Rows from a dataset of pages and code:
+ + + + + + +
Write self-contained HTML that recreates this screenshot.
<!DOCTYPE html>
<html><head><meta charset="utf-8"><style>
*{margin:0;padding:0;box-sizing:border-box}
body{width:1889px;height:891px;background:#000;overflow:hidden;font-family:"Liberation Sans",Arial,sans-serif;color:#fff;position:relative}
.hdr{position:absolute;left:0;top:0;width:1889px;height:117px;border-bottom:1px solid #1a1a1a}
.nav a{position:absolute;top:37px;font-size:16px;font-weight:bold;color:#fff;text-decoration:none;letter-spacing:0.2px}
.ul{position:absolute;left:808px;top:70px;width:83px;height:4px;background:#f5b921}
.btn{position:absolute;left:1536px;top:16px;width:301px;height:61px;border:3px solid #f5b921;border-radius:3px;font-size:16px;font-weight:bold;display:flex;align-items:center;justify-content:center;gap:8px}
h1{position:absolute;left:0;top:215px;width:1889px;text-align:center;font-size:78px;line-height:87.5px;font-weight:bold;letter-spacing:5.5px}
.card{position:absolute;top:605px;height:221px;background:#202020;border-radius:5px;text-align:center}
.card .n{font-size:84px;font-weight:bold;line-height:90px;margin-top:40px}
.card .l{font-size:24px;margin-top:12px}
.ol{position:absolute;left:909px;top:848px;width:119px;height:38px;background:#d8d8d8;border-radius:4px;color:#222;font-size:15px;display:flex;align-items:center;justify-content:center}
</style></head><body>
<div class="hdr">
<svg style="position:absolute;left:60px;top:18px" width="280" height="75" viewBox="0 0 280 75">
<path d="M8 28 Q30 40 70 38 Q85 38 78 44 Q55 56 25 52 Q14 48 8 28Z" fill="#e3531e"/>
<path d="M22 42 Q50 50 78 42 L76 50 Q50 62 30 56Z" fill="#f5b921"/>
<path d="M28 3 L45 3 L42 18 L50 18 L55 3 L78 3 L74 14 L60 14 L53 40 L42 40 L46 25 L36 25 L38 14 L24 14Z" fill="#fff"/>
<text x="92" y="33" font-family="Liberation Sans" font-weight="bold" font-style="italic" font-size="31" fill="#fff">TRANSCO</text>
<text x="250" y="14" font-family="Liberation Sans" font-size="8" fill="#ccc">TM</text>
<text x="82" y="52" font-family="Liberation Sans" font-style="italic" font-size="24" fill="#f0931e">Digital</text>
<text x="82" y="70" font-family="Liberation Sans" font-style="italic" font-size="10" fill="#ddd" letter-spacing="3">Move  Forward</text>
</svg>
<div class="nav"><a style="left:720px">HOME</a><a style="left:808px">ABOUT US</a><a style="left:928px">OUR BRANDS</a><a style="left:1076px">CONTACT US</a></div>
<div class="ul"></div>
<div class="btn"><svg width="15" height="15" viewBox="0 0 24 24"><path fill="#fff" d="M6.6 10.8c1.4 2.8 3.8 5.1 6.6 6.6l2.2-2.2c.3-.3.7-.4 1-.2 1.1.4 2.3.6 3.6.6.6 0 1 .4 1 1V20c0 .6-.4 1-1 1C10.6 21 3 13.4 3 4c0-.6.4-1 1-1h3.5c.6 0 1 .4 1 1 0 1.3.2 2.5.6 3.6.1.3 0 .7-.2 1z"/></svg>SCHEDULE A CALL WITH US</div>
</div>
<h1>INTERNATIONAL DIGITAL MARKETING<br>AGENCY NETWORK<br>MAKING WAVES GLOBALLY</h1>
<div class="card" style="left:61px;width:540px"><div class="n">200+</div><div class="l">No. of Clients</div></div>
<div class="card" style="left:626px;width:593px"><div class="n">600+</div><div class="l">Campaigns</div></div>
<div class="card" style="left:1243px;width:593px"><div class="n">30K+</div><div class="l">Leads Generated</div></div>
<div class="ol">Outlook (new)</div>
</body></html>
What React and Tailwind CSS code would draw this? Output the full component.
+ + + + + + +
Given problem: Show all lines from the data above in which the word "this" appears.

Result:
Write self-contained HTML that recreates this screenshot.
What React and Tailwind CSS code would draw this? Output the full component.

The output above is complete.